WRITTEN REQUEST: Identify the lines that contain the word "this" and copy each one.
──────────────────────────────
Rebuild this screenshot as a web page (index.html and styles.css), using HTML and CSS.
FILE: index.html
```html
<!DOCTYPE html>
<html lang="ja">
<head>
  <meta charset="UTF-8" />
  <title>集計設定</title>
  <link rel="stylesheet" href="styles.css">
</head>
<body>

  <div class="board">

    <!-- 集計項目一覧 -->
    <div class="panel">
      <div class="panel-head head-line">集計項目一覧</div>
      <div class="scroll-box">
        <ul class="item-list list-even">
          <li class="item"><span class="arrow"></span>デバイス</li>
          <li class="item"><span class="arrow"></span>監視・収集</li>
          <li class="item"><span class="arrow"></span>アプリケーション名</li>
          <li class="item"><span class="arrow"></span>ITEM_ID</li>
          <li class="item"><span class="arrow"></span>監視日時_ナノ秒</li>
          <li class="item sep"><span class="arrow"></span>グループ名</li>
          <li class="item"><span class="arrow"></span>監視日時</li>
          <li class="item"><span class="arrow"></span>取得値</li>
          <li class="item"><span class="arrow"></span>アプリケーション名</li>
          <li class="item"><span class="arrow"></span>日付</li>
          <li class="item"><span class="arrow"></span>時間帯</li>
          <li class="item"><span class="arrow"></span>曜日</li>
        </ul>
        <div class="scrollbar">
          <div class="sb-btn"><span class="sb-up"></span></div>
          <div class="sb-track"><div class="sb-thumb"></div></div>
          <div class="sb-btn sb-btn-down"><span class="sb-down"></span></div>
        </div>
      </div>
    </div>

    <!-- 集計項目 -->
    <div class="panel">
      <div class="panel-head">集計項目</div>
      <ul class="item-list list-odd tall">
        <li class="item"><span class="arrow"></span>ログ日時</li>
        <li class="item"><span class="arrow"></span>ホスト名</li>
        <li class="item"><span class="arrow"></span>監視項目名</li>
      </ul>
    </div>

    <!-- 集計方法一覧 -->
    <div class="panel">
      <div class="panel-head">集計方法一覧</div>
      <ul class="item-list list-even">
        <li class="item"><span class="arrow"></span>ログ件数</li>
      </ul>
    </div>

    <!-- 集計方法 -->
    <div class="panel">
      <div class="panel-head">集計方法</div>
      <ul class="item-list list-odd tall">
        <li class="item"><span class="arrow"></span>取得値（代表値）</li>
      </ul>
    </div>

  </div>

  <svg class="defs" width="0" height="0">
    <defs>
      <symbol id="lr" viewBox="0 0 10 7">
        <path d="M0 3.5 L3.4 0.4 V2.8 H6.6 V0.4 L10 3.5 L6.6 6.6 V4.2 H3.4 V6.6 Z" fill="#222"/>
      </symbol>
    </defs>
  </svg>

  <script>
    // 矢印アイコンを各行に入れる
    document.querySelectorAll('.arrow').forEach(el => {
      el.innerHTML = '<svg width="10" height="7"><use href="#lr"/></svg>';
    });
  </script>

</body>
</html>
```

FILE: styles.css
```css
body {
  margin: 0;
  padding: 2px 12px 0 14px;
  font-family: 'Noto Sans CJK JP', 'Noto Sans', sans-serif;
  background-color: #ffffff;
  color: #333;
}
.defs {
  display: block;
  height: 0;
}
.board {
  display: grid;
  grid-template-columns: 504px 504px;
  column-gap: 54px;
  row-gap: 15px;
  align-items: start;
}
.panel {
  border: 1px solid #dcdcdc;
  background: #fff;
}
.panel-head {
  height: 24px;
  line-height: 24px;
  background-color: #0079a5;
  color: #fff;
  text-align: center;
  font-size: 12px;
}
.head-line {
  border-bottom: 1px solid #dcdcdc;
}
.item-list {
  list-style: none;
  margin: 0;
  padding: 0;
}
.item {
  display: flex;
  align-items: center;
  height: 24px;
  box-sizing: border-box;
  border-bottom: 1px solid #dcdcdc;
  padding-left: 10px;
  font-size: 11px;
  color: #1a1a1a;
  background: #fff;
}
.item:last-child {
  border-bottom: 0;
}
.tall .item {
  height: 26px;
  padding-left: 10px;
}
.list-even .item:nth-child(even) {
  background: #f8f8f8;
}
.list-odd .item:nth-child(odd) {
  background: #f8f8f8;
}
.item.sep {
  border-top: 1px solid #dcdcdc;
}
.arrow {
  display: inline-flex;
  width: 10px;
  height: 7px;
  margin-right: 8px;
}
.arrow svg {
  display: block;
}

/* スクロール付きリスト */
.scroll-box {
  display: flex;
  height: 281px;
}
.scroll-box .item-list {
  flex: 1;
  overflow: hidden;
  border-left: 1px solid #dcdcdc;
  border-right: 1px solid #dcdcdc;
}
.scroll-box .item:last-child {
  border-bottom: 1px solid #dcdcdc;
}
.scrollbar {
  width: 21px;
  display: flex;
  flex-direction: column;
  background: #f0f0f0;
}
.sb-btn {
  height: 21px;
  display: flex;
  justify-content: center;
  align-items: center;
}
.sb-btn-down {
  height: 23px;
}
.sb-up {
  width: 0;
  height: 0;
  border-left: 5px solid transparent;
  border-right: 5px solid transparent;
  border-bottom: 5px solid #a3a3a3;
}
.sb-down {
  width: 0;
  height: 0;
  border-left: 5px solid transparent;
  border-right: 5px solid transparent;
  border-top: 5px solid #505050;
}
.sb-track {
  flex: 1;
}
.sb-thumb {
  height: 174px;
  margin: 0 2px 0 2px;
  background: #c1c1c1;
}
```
──────────────────────────────
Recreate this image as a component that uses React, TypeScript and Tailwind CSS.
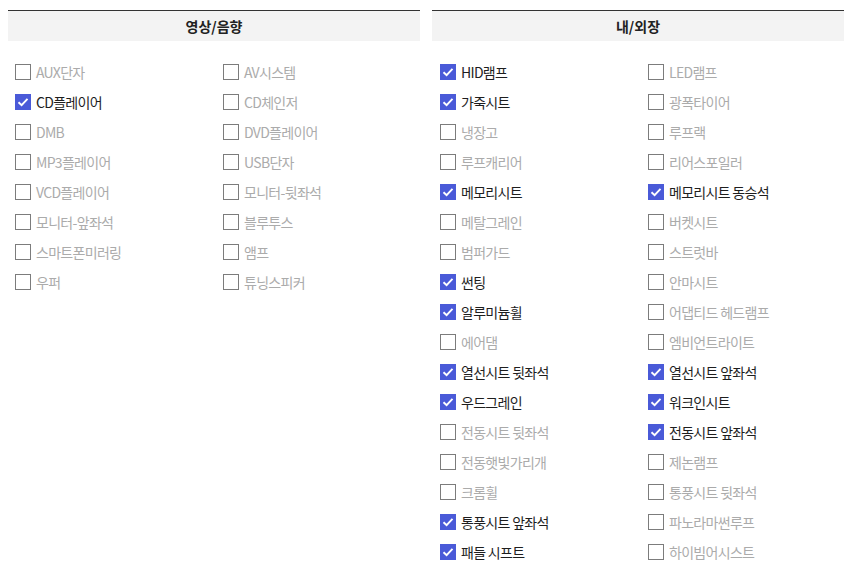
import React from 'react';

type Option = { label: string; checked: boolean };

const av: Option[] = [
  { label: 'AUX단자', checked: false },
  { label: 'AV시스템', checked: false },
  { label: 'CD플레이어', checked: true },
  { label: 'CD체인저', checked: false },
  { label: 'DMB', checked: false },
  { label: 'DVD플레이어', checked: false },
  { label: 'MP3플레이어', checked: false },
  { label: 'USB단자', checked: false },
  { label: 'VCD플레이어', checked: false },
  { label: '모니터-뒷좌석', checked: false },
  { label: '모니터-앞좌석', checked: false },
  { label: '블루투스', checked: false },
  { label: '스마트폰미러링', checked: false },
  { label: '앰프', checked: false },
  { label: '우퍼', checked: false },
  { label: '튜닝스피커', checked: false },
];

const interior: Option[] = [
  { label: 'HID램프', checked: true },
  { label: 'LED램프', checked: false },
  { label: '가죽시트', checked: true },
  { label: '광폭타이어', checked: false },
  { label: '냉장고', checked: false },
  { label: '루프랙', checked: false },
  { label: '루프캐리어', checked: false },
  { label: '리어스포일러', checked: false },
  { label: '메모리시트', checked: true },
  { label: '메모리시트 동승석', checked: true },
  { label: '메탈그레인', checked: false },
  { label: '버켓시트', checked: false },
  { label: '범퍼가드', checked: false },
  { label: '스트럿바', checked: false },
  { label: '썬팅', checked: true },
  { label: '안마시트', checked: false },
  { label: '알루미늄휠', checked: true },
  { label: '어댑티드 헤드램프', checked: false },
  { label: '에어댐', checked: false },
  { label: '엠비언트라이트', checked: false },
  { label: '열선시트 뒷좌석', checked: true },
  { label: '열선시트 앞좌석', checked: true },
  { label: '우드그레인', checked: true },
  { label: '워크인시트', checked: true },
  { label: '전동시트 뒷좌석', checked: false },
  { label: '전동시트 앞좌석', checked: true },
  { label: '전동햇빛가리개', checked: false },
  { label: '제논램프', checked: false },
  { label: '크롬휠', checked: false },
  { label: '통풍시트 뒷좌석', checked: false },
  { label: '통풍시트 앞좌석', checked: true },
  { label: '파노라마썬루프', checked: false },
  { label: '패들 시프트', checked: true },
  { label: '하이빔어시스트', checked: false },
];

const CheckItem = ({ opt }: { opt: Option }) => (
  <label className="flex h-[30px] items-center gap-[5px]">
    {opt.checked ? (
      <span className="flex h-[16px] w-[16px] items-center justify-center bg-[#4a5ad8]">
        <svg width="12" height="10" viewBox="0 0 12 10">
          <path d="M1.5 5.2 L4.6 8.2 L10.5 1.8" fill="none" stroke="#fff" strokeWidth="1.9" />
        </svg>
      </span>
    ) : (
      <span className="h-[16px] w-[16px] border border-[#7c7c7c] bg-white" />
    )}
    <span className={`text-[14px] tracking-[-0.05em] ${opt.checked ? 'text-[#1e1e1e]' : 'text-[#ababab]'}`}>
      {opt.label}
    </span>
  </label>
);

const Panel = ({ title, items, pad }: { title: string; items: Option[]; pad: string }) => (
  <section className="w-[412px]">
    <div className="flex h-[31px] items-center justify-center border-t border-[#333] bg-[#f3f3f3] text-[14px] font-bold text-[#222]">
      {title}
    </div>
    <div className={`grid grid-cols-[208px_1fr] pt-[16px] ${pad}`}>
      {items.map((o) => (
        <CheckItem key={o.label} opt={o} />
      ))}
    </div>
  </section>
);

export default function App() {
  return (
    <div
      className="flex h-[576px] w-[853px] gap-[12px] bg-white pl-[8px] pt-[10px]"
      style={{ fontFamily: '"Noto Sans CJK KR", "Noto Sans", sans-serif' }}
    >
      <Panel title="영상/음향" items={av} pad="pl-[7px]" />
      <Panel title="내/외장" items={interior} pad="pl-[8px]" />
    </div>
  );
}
──────────────────────────────
EXERCISE SOLUTION:
Rebuild this screenshot as a web page (index.html and styles.css), using HTML and CSS.
Recreate this image as a component that uses React, TypeScript and Tailwind CSS.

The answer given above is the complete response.